As the President of the 26th Conference of Parties (COP26), Alok Sharma, brought down the gavel signaling a deal, every discussion in the corridors was on how India and China watered down the language of the provision that calls for stopping coal power plants and abolition of fossil-fuel subsidies. Coal has, for the first time ever, received a direct mention in a climate agreement, but much of the world is unhappy with India (and China) for changing the language of the text from “phase out” to “phase down” of coal.

In the final plenary session, India’s Minister for Environment, Forests and Climate Change, Bhupender Yadav, proposed a revision of the para referring to coal to read as “call upon parties to escalate the development, deployment and dissemination of technologies and adoption of policies of transition towards low emission energy systems, including rapidly scaling up deployment of clean power generation, energy efficiency measures, including escalating the effort to phase down unabated coal power and phase out inefficient fossil fuel subsidies while providing targeted support to the poorest and the most vulnerable, in line with the national circumstances and recognising trhe need for support towards a just transition.”

This immediately evoked a series of angry responses from Switzerland, the European Union (EU) and some other island nations, who expressed their deep disappointment—but they still passed the agreement, The very long applause that followed the conclusion of Switzerland’s intervention – Alok Sharma said ‘thank you’ thrice before it subsided – was a testimony that India and China stood rather isolated.

But in the end the Glasgow climate talks did end in a text on which all the 195-odd countries agreed to sign.
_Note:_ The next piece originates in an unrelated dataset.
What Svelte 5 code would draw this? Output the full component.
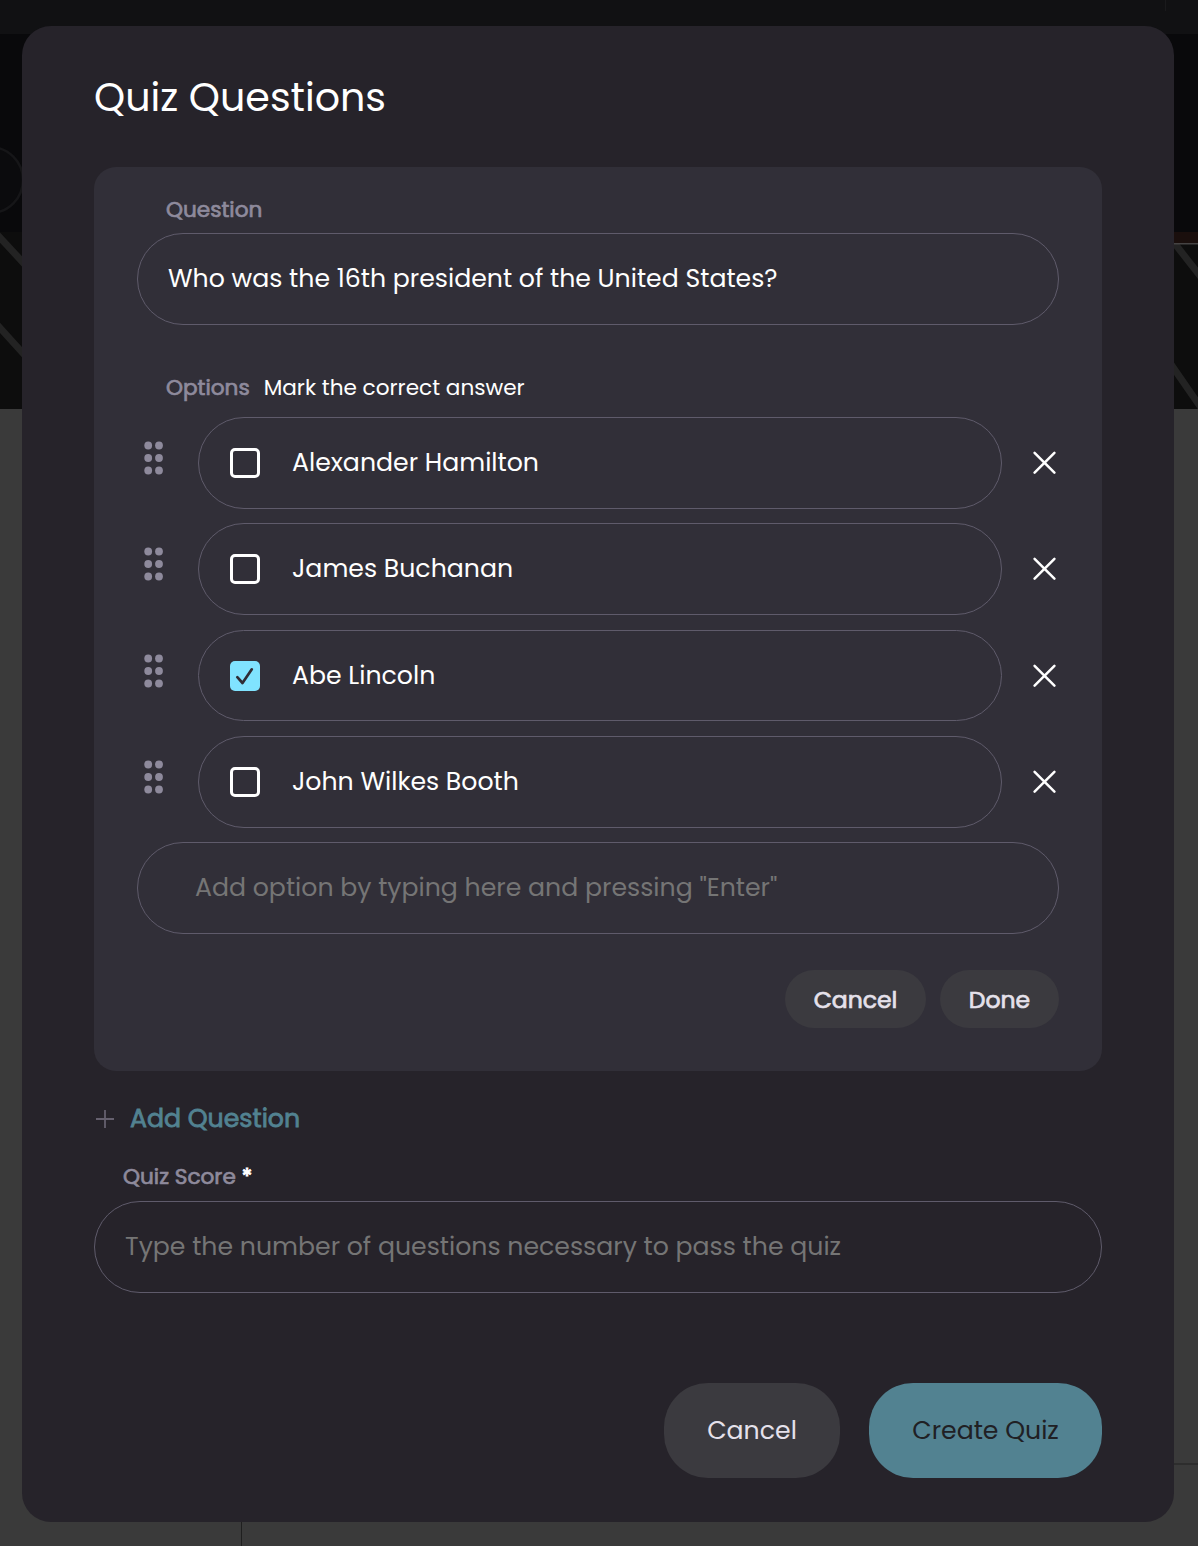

The incursion of coal completely eclipsed the burning issue of finance. The agreement does “notes with deep regret” that developed countries have not met the target of mobilizing $100b by 2020. This COP was expected to be predominantly about finance, but in the end people left the rooms talking about coal.
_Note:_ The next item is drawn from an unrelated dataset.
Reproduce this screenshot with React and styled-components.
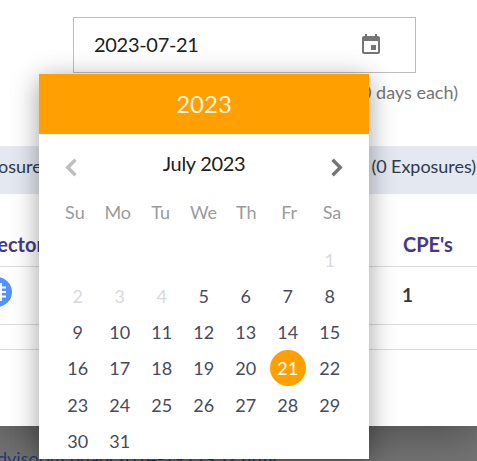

The pending issue of framing rules for operationalising the Article 6 of the Paris Agreement, which deals with carbon markets, has been completed. The full details are yet to come out, but some experts with the knowledge of it have commented that the rules still leave many loopholes to be plugged.

It has also been agreed that the countries will report next year on the progress made in their economies in terms of climate action. Earlier, this was to happen once in five years.

While the Glasgow climate talks ended in an agreement of sorts, most people have criticised as it not being enough. Sanjay Vashist, Director, Climate Action Network, South Asia, has said that the “COP has ignored the basic rights of million to survive and live, ridiculing the ambition of the developing countries by not committing to the much-needed finance and technology.”

This might read like a standard language of an NGO, but then, even the COP President Alok Sharma, has said that while the global warming limiting target of 1.5 degrees Celsius has been “kept alive, it’s pulse is very weak.